- YOUR GOAL
Provide the number of lines where the word "styles" occurs, and no other text.

--- start of SUPPLIED MATERIAL ---

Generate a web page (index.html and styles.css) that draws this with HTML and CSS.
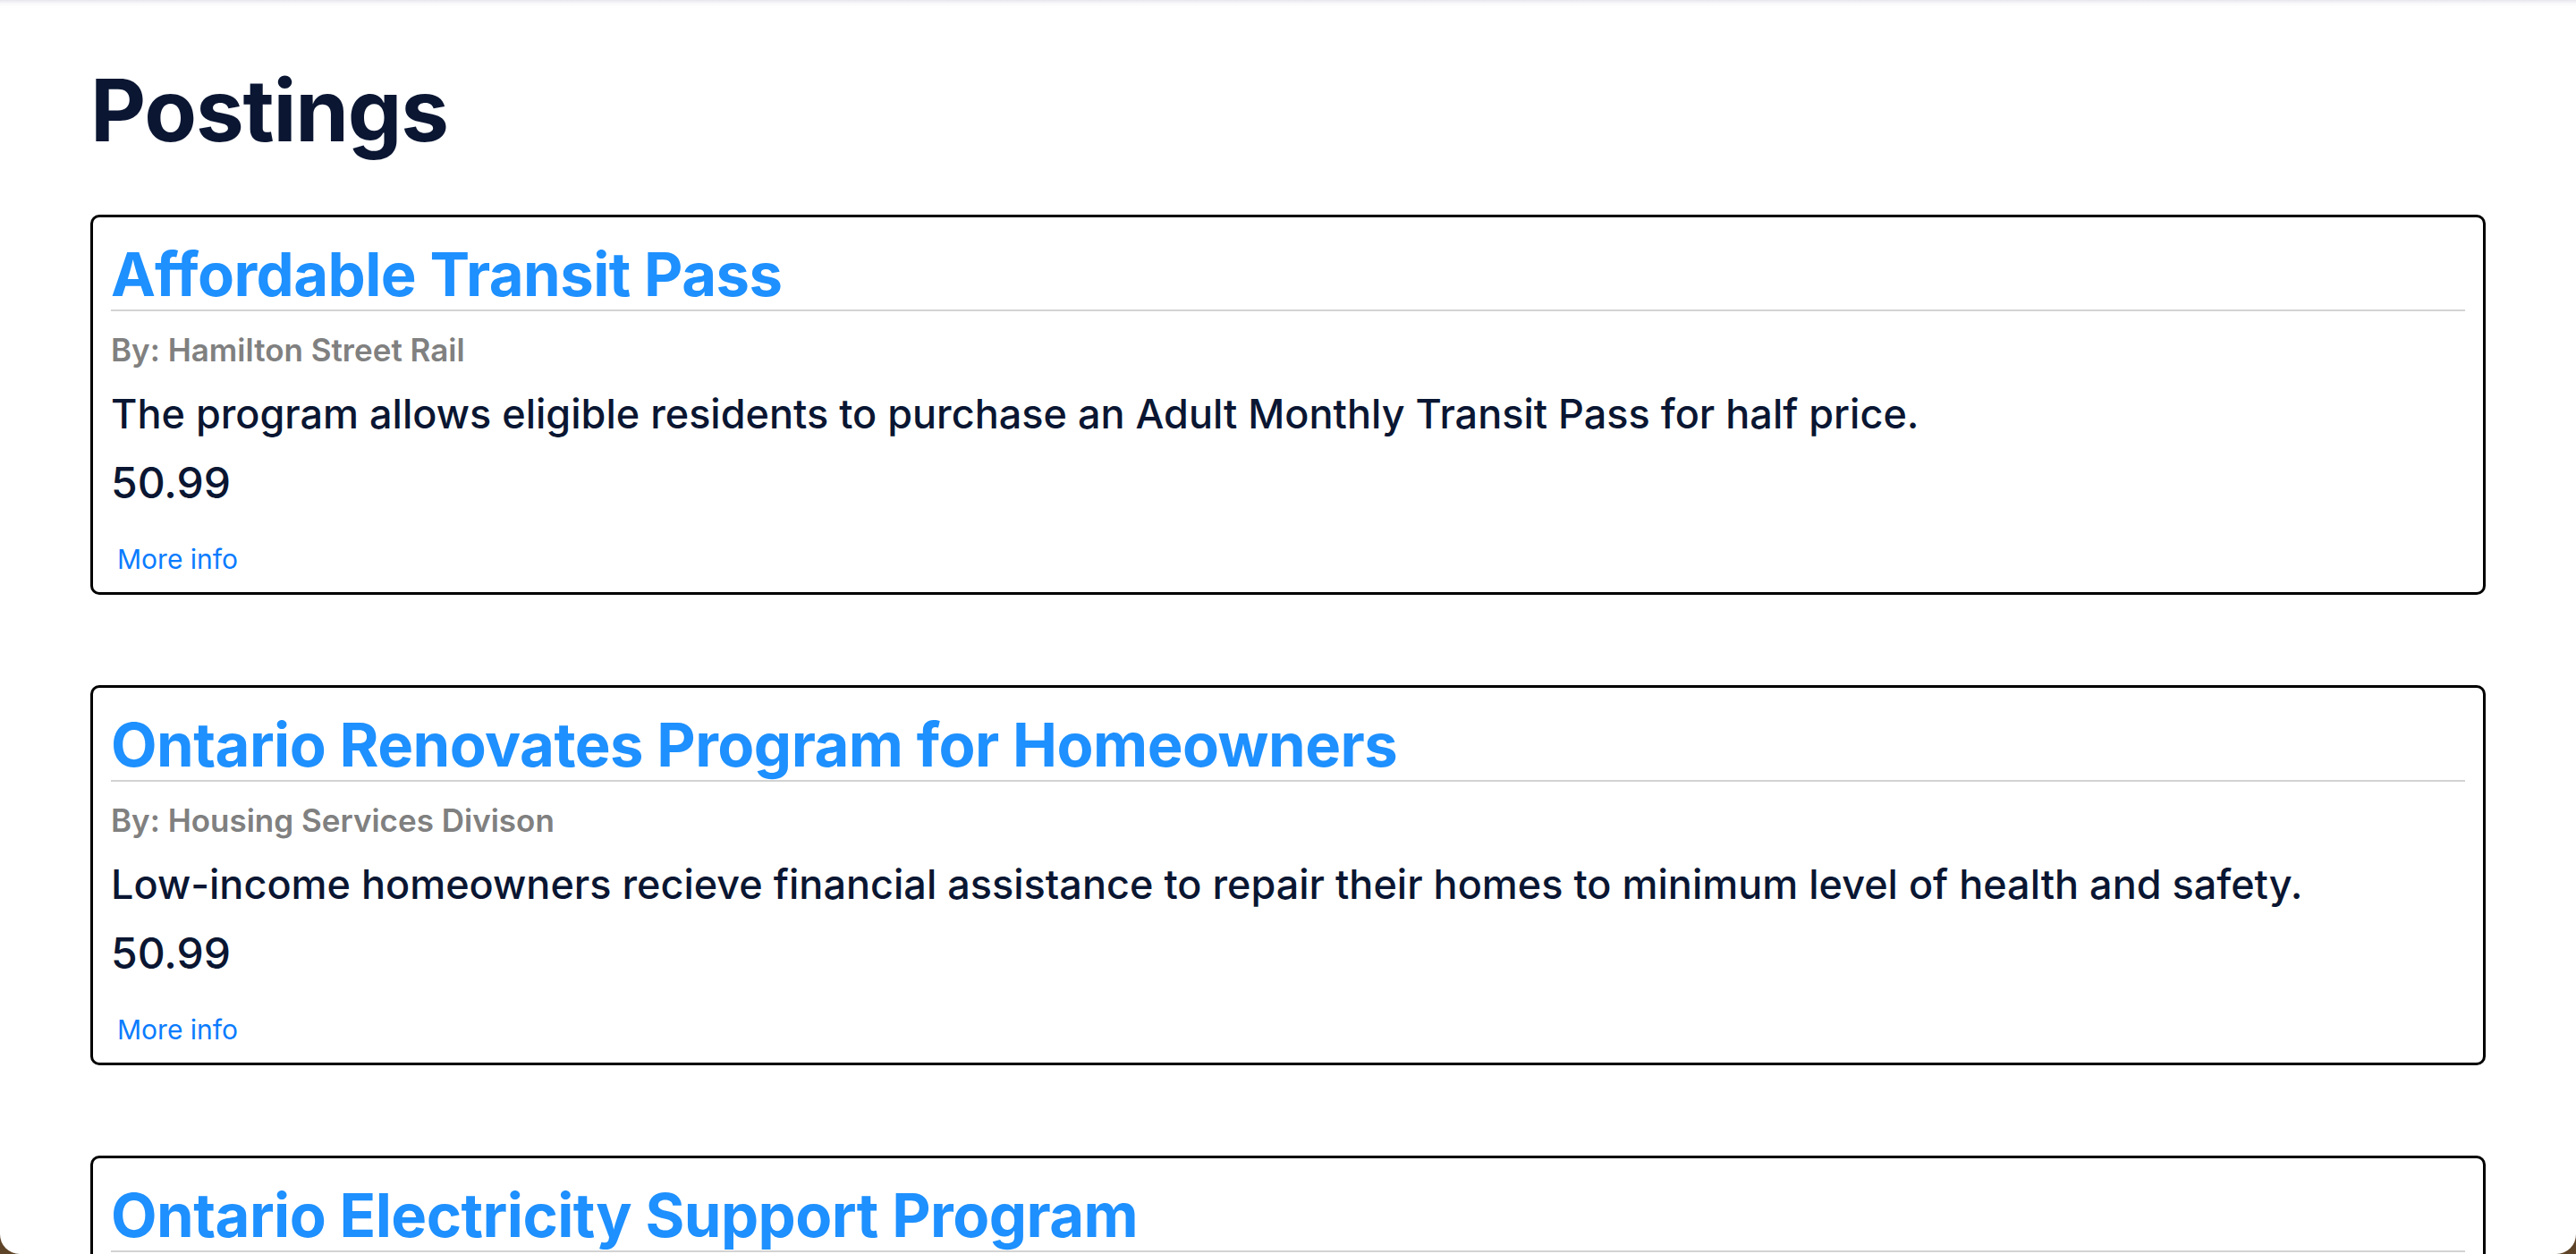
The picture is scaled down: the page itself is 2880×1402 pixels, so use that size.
FILE: index.html
```html
<!DOCTYPE html>
<html lang="en">
<head>
<meta charset="utf-8">
<title>Postings</title>
<link rel="stylesheet" href="styles.css">
</head>
<body>
<div class="frame"></div>
<main class="page">
  <h1 class="page-title">Postings</h1>
  <section class="postings">
    <article class="card">
      <h2 class="card-title">Affordable Transit Pass</h2>
      <p class="card-by">By: Hamilton Street Rail</p>
      <p class="card-desc">The program allows eligible residents to purchase an Adult Monthly Transit Pass for half price.</p>
      <p class="card-price">50.99</p>
      <a class="card-link" href="#">More info</a>
    </article>
    <article class="card">
      <h2 class="card-title">Ontario Renovates Program for Homeowners</h2>
      <p class="card-by">By: Housing Services Divison</p>
      <p class="card-desc">Low-income homeowners recieve financial assistance to repair their homes to minimum level of health and safety.</p>
      <p class="card-price">50.99</p>
      <a class="card-link" href="#">More info</a>
    </article>
    <article class="card">
      <h2 class="card-title">Ontario Electricity Support Program</h2>
      <p class="card-by">By: Ontario Energy Board</p>
      <p class="card-desc">Eligible low-income households receive a monthly credit on their electricity bill.</p>
      <p class="card-price">50.99</p>
      <a class="card-link" href="#">More info</a>
    </article>
  </section>
</main>
</body>
</html>
```
FILE: styles.css
```css
html, body {
  margin: 0;
  padding: 0;
  background: #ffffff;
}

body {
  font-family: Inter, "Noto Sans", sans-serif;
  color: #0a1632;
}

.frame {
  position: fixed;
  inset: 0;
  pointer-events: none;
  border-radius: 0 0 22px 22px;
  box-shadow: 0 0 0 60px #5e4428;
  background: linear-gradient(to bottom, rgba(200, 200, 215, 0.45) 0, rgba(230, 230, 240, 0.2) 4px, rgba(255, 255, 255, 0) 9px);
  z-index: 10;
}

.page {
  padding: 66px 101px 0 101px;
}

.page-title {
  margin: 0 0 59px 0;
  font-size: 96px;
  line-height: 115px;
  font-weight: 700;
  letter-spacing: -1.2px;
  color: #0a1632;
}

.postings {
  display: flex;
  flex-direction: column;
  gap: 101px;
}

.card {
  border: 3px solid #000000;
  border-radius: 10px;
  padding: 25px 20px 19px 20px;
  display: flex;
  flex-direction: column;
  align-items: flex-start;
}

.card-title {
  align-self: stretch;
  margin: 0;
  font-size: 67px;
  line-height: 78px;
  font-weight: 700;
  letter-spacing: -0.55px;
  color: #1e90ff;
  border-bottom: 2px solid #d3d3d3;
}

.card-by {
  margin: 23px 0 0 0;
  font-size: 35px;
  line-height: 41px;
  font-weight: 600;
  color: #808080;
}

.card-desc {
  margin: 24px 0 0 0;
  font-size: 45px;
  line-height: 53px;
  font-weight: 500;
  color: #0a1632;
}

.card-price {
  margin: 22px 0 0 0;
  font-size: 48px;
  line-height: 57px;
  font-weight: 500;
  color: #0a1632;
}

.card-link {
  margin: 39px 0 0 0;
  padding: 0 7px;
  font-size: 30px;
  line-height: 36px;
  font-weight: 400;
  color: #0a7cff;
  text-decoration: none;
}
```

--- end of SUPPLIED MATERIAL ---

- TASK SOLUTION
3